Request:
Give the data below again exactly as written, without its pictures.
>> Begin Material
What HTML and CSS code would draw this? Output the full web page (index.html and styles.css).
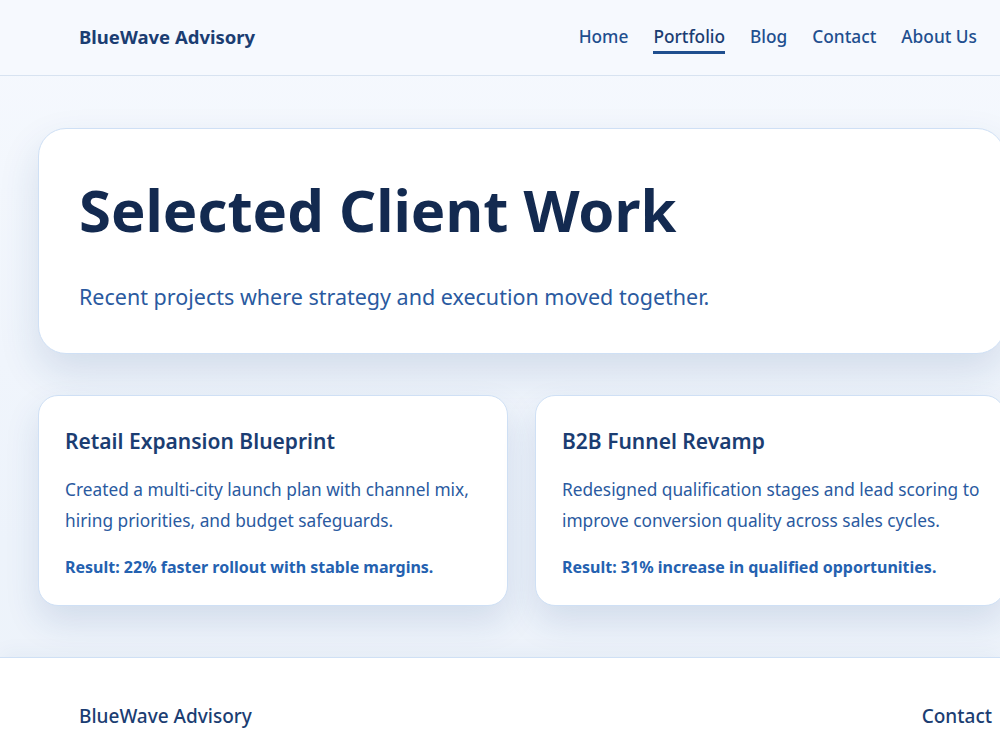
FILE: index.html
```html
<!DOCTYPE html>
<html lang="en">
<head>
    <meta charset="UTF-8">
    <title>Portfolio - BlueWave Advisory</title>
    <link rel="stylesheet" href="styles.css">
</head>
<body>
    <!-- Header -->
    <header class="site-header">
        <div class="brand">BlueWave Advisory</div>
        <nav class="main-nav">
            <a href="#">Home</a>
            <a href="#" class="active">Portfolio</a>
            <a href="#">Blog</a>
            <a href="#">Contact</a>
            <a href="#">About Us</a>
        </nav>
    </header>

    <main class="content">
        <!-- Hero -->
        <section class="hero">
            <h1>Selected Client Work</h1>
            <p>Recent projects where strategy and execution moved together.</p>
        </section>

        <!-- Case studies -->
        <section class="cases">
            <article class="case-card">
                <h2>Retail Expansion Blueprint</h2>
                <p>Created a multi-city launch plan with channel mix, hiring priorities, and budget safeguards.</p>
                <p class="result">Result: 22% faster rollout with stable margins.</p>
            </article>
            <article class="case-card">
                <h2>B2B Funnel Revamp</h2>
                <p>Redesigned qualification stages and lead scoring to improve conversion quality across sales cycles.</p>
                <p class="result">Result: 31% increase in qualified opportunities.</p>
            </article>
        </section>
    </main>

    <!-- Footer -->
    <footer class="site-footer">
        <div class="footer-brand">BlueWave Advisory</div>
        <a href="#" class="footer-link">Contact</a>
    </footer>
</body>
</html>
```

FILE: styles.css
```css
/* Page */
html, body {
    overflow-x: hidden;
}

body {
    margin: 0;
    font-family: "Noto Sans", "Open Sans", sans-serif;
    color: #1b3d72;
    background: linear-gradient(to bottom, #f6f9fe 0%, #edf3fb 70%, #eef3fa 100%);
}

/* Header */
.site-header {
    display: flex;
    justify-content: space-between;
    align-items: center;
    height: 76px;
    padding: 0 23px 0 79px;
    background-color: #f6f9fe;
    border-bottom: 1px solid #d8e3f1;
    box-sizing: border-box;
}

.brand {
    font-size: 18.5px;
    font-weight: 700;
    color: #1b3d72;
    margin-top: -3px;
}

.main-nav {
    display: flex;
    gap: 25px;
}

.main-nav a {
    font-size: 17.3px;
    font-weight: 500;
    color: #1f4f8f;
    text-decoration: none;
    padding: 4px 0 3px;
    border-bottom: 3px solid transparent;
}

.main-nav a.active {
    color: #1b3d72;
    border-bottom-color: #1f4f8f;
}

/* Main content */
.content {
    width: 967px;
    padding: 52px 0 51px 38px;
}

.hero {
    background-color: #ffffff;
    border: 1px solid #cfe0f5;
    border-radius: 28px;
    padding: 46px 40px 42px;
    box-shadow: 0 18px 40px rgba(30, 70, 130, 0.14);
}

.hero h1 {
    margin: 0;
    font-size: 58px;
    font-weight: 700;
    line-height: 1.2;
    color: #132a50;
}

.hero p {
    margin: 37px 0 0;
    font-size: 21.5px;
    color: #2a5aa0;
}

/* Case study cards */
.cases {
    display: grid;
    grid-template-columns: 470px 470px;
    gap: 27px;
    margin-top: 41px;
}

.case-card {
    background-color: #ffffff;
    border: 1px solid #cfe0f5;
    border-radius: 20px;
    padding: 31px 18px 22px 26px;
    box-shadow: 0 16px 34px rgba(30, 70, 130, 0.13);
}

.case-card h2 {
    margin: 0 0 19px;
    font-size: 21px;
    font-weight: 600;
    color: #1b3d72;
}

.case-card p {
    margin: 0;
    font-size: 17.3px;
    line-height: 31px;
    color: #2a5aa0;
}

.case-card .result {
    margin-top: 16px;
    font-size: 16px;
    font-weight: 700;
    color: #2461b0;
}

/* Footer */
.site-footer {
    display: flex;
    justify-content: space-between;
    align-items: center;
    height: 116px;
    padding: 0 8px 0 79px;
    background-color: #ffffff;
    border-top: 1px solid #cfe0f5;
    box-shadow: 0 -6px 18px rgba(30, 70, 130, 0.04);
}

.footer-brand,
.footer-link {
    font-size: 19px;
    font-weight: 500;
    color: #1b3d72;
    text-decoration: none;
}
```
>> End Material
Response:
What HTML and CSS code would draw this? Output the full web page (index.html and styles.css).
FILE: index.html
```html
<!DOCTYPE html>
<html lang="en">
<head>
    <meta charset="UTF-8">
    <title>Portfolio - BlueWave Advisory</title>
    <link rel="stylesheet" href="styles.css">
</head>
<body>
    <!-- Header -->
    <header class="site-header">
        <div class="brand">BlueWave Advisory</div>
        <nav class="main-nav">
            <a href="#">Home</a>
            <a href="#" class="active">Portfolio</a>
            <a href="#">Blog</a>
            <a href="#">Contact</a>
            <a href="#">About Us</a>
        </nav>
    </header>

    <main class="content">
        <!-- Hero -->
        <section class="hero">
            <h1>Selected Client Work</h1>
            <p>Recent projects where strategy and execution moved together.</p>
        </section>

        <!-- Case studies -->
        <section class="cases">
            <article class="case-card">
                <h2>Retail Expansion Blueprint</h2>
                <p>Created a multi-city launch plan with channel mix, hiring priorities, and budget safeguards.</p>
                <p class="result">Result: 22% faster rollout with stable margins.</p>
            </article>
            <article class="case-card">
                <h2>B2B Funnel Revamp</h2>
                <p>Redesigned qualification stages and lead scoring to improve conversion quality across sales cycles.</p>
                <p class="result">Result: 31% increase in qualified opportunities.</p>
            </article>
        </section>
    </main>

    <!-- Footer -->
    <footer class="site-footer">
        <div class="footer-brand">BlueWave Advisory</div>
        <a href="#" class="footer-link">Contact</a>
    </footer>
</body>
</html>
```

FILE: styles.css
```css
/* Page */
html, body {
    overflow-x: hidden;
}

body {
    margin: 0;
    font-family: "Noto Sans", "Open Sans", sans-serif;
    color: #1b3d72;
    background: linear-gradient(to bottom, #f6f9fe 0%, #edf3fb 70%, #eef3fa 100%);
}

/* Header */
.site-header {
    display: flex;
    justify-content: space-between;
    align-items: center;
    height: 76px;
    padding: 0 23px 0 79px;
    background-color: #f6f9fe;
    border-bottom: 1px solid #d8e3f1;
    box-sizing: border-box;
}

.brand {
    font-size: 18.5px;
    font-weight: 700;
    color: #1b3d72;
    margin-top: -3px;
}

.main-nav {
    display: flex;
    gap: 25px;
}

.main-nav a {
    font-size: 17.3px;
    font-weight: 500;
    color: #1f4f8f;
    text-decoration: none;
    padding: 4px 0 3px;
    border-bottom: 3px solid transparent;
}

.main-nav a.active {
    color: #1b3d72;
    border-bottom-color: #1f4f8f;
}

/* Main content */
.content {
    width: 967px;
    padding: 52px 0 51px 38px;
}

.hero {
    background-color: #ffffff;
    border: 1px solid #cfe0f5;
    border-radius: 28px;
    padding: 46px 40px 42px;
    box-shadow: 0 18px 40px rgba(30, 70, 130, 0.14);
}

.hero h1 {
    margin: 0;
    font-size: 58px;
    font-weight: 700;
    line-height: 1.2;
    color: #132a50;
}

.hero p {
    margin: 37px 0 0;
    font-size: 21.5px;
    color: #2a5aa0;
}

/* Case study cards */
.cases {
    display: grid;
    grid-template-columns: 470px 470px;
    gap: 27px;
    margin-top: 41px;
}

.case-card {
    background-color: #ffffff;
    border: 1px solid #cfe0f5;
    border-radius: 20px;
    padding: 31px 18px 22px 26px;
    box-shadow: 0 16px 34px rgba(30, 70, 130, 0.13);
}

.case-card h2 {
    margin: 0 0 19px;
    font-size: 21px;
    font-weight: 600;
    color: #1b3d72;
}

.case-card p {
    margin: 0;
    font-size: 17.3px;
    line-height: 31px;
    color: #2a5aa0;
}

.case-card .result {
    margin-top: 16px;
    font-size: 16px;
    font-weight: 700;
    color: #2461b0;
}

/* Footer */
.site-footer {
    display: flex;
    justify-content: space-between;
    align-items: center;
    height: 116px;
    padding: 0 8px 0 79px;
    background-color: #ffffff;
    border-top: 1px solid #cfe0f5;
    box-shadow: 0 -6px 18px rgba(30, 70, 130, 0.04);
}

.footer-brand,
.footer-link {
    font-size: 19px;
    font-weight: 500;
    color: #1b3d72;
    text-decoration: none;
}
```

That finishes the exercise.